Things moved impressively fast from there, as Scott got the tapes from Sony and shipped them to Sonicraft, which specializes in multi-track analog-to-digital transfers and just happens to be based in Bruce’s hometown of Freehold, NJ.
“It didn’t require the level of work of a Plangent transfer,” Serling explains. “The tapes just needed to be baked and sampled.” The 24/192 transfer made its way back to Thrill Hill, where Toby Scott began to mix “as purely as possible, with no gadgetry” through his SSL console. “He built the mix in a way he knew Bruce would like a live show to sound, particularly from that era,” Serling adds. Scott sent the results to Jon Landau and to Bruce for them to listen and approve, and then on to Gateway for mastering. The process wrapped up the first week in February.

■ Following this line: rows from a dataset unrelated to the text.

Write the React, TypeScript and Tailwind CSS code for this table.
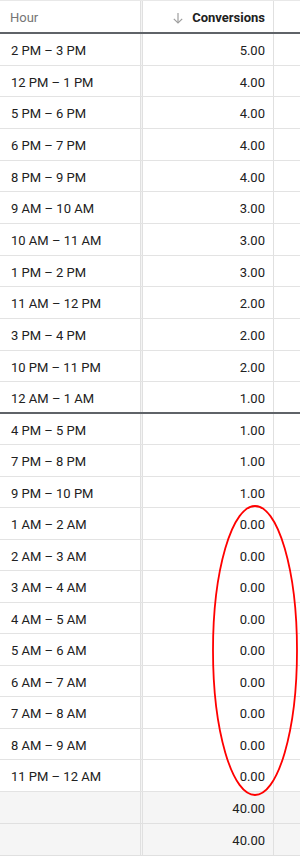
import React from "react";

const rowsA = [
  ["2 PM – 3 PM", "5.00"],
  ["12 PM – 1 PM", "4.00"],
  ["5 PM – 6 PM", "4.00"],
  ["6 PM – 7 PM", "4.00"],
  ["8 PM – 9 PM", "4.00"],
  ["9 AM – 10 AM", "3.00"],
  ["10 AM – 11 AM", "3.00"],
  ["1 PM – 2 PM", "3.00"],
  ["11 AM – 12 PM", "2.00"],
  ["3 PM – 4 PM", "2.00"],
  ["10 PM – 11 PM", "2.00"],
  ["12 AM – 1 AM", "1.00"],
];
const rowsB = [
  ["4 PM – 5 PM", "1.00"],
  ["7 PM – 8 PM", "1.00"],
  ["9 PM – 10 PM", "1.00"],
  ["1 AM – 2 AM", "0.00"],
  ["2 AM – 3 AM", "0.00"],
  ["3 AM – 4 AM", "0.00"],
  ["4 AM – 5 AM", "0.00"],
  ["5 AM – 6 AM", "0.00"],
  ["6 AM – 7 AM", "0.00"],
  ["7 AM – 8 AM", "0.00"],
  ["8 AM – 9 AM", "0.00"],
  ["11 PM – 12 AM", "0.00"],
];

function Row({ label, value, last, tall }: { label: string; value: string; last?: boolean; tall?: boolean }) {
  return (
    <div
      className={
        "flex box-border bg-white " +
        (tall ? "h-[31.67px] " : "h-[31.5px] ") +
        (last ? "border-b-2 border-[#5f6368]" : "border-b border-[#e3e3e3]")
      }
    >
      <div className="w-[141px] pl-[11px] pt-[3px] flex items-center text-[13px] text-[#212121] border-r border-[#e0e0e0]">{label}</div>
      <div className="w-[2px] bg-[#f4f4f4] border-r border-[#e0e0e0]" />
      <div className="w-[131px] pr-[8px] pt-[3px] flex items-center justify-end text-[13px] text-[#212121] border-r border-[#e0e0e0]">{value}</div>
      <div className="flex-1" />
    </div>
  );
}

function TotalRow({ value }: { value: string }) {
  return (
    <div className="flex box-border h-[32px] border-b border-[#e0e0e0] bg-[#f5f5f5]">
      <div className="w-[141px] border-r border-[#e0e0e0]" />
      <div className="w-[2px] bg-[#f4f4f4] border-r border-[#e0e0e0]" />
      <div className="w-[131px] pr-[8px] pt-[3px] flex items-center justify-end text-[13px] text-[#212121] border-r border-[#e0e0e0]">{value}</div>
      <div className="flex-1" />
    </div>
  );
}

export default function App() {
  return (
    <div
      className="relative w-[300px] h-[859px] overflow-hidden bg-white"
      style={{ fontFamily: "Roboto, 'Liberation Sans', sans-serif" }}
    >
      <div className="flex box-border h-[34px] border-t border-[#e8e8e8] border-b-2 border-b-[#5f6368] bg-white">
        <div className="w-[141px] pl-[10px] pt-[2px] flex items-center text-[13px] text-[#757575] border-r border-[#e0e0e0]">Hour</div>
        <div className="w-[2px] bg-[#f4f4f4] border-r border-[#e0e0e0]" />
        <div className="w-[131px] pr-[8px] pt-[2px] flex items-center justify-end gap-[8px] text-[13px] border-r border-[#e0e0e0]">
          <svg width="12" height="12" viewBox="0 0 12 12" fill="none" stroke="#9e9e9e" strokeWidth="1.2">
            <path d="M6 1 V11" />
            <path d="M1.8 6.8 L6 11 L10.2 6.8" />
          </svg>
          <span className="font-bold text-[#212121]">Conversions</span>
        </div>
        <div className="flex-1" />
      </div>
      {rowsA.map((r, i) => (
        <Row key={"a" + i} label={r[0]} value={r[1]} tall last={i === rowsA.length - 1} />
      ))}
      {rowsB.map((r, i) => (
        <Row key={"b" + i} label={r[0]} value={r[1]} />
      ))}
      <TotalRow value="40.00" />
      <TotalRow value="40.00" />
      <svg className="absolute left-0 top-0 pointer-events-none" width="300" height="859">
        <ellipse cx="255" cy="650.5" rx="42" ry="144.5" fill="none" stroke="#ff0000" strokeWidth="1.8" />
      </svg>
    </div>
  );
}
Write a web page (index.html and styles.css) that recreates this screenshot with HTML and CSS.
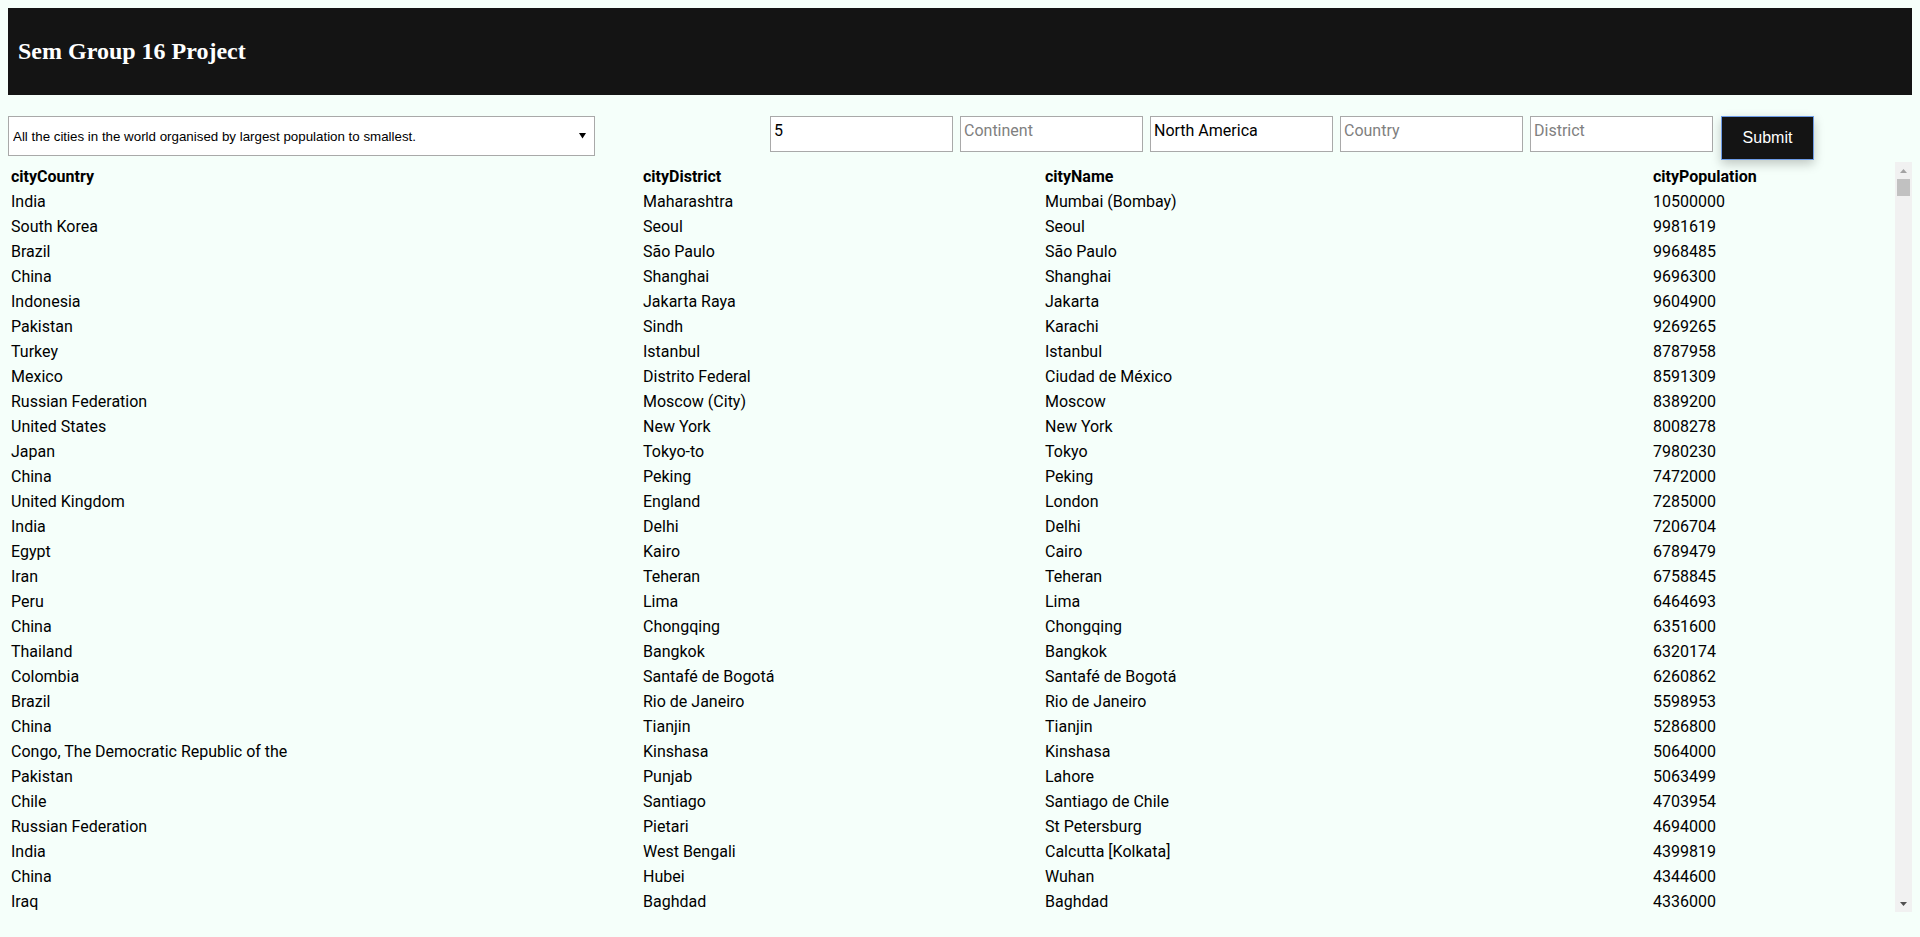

The show was recorded by a young Jimmy Iovine in the Record Plant’s remote truck, one of a few select dates (including CW Post College on Long Island and Seneca College in Toronto) captured at the request of Mike Appel for a possible live album. Rough mixes of the show were made back in early 1976 for consideration, but the live album plan was scrapped.
Nine tracks from those ’76 mixes surfaced to collectors a few years ago, and a rough two-track board tape has been around for decades from the collection of the Philadelphia DJ Ed Sciaky. But this all-new Toby Scott mix marks the first time the complete performance has been heard, and the quality is undoubtedly unprecedented.
In terms of setlist, Philadelphia 12/31/75 varies materially from the other high-quality document we have of the Born to Run tour, Hammersmith Odeon, London ’75, recorded just six weeks earlier on November 18. The set includes the show jump-starter “Night,” “Does This Bus Stop at 82nd Street?,” the stunning and short-lived slow piano arrangement of “Tenth Avenue Freeze-out,” plus extraordinary covers of The Animals’ “It’s My Life,” Manfred Mann’s “Pretty Flamingo” and Harold Dorman’s “Mountain of Love” (also made famous by Johnny Rivers) before closing out the night with “Twist and Shout.”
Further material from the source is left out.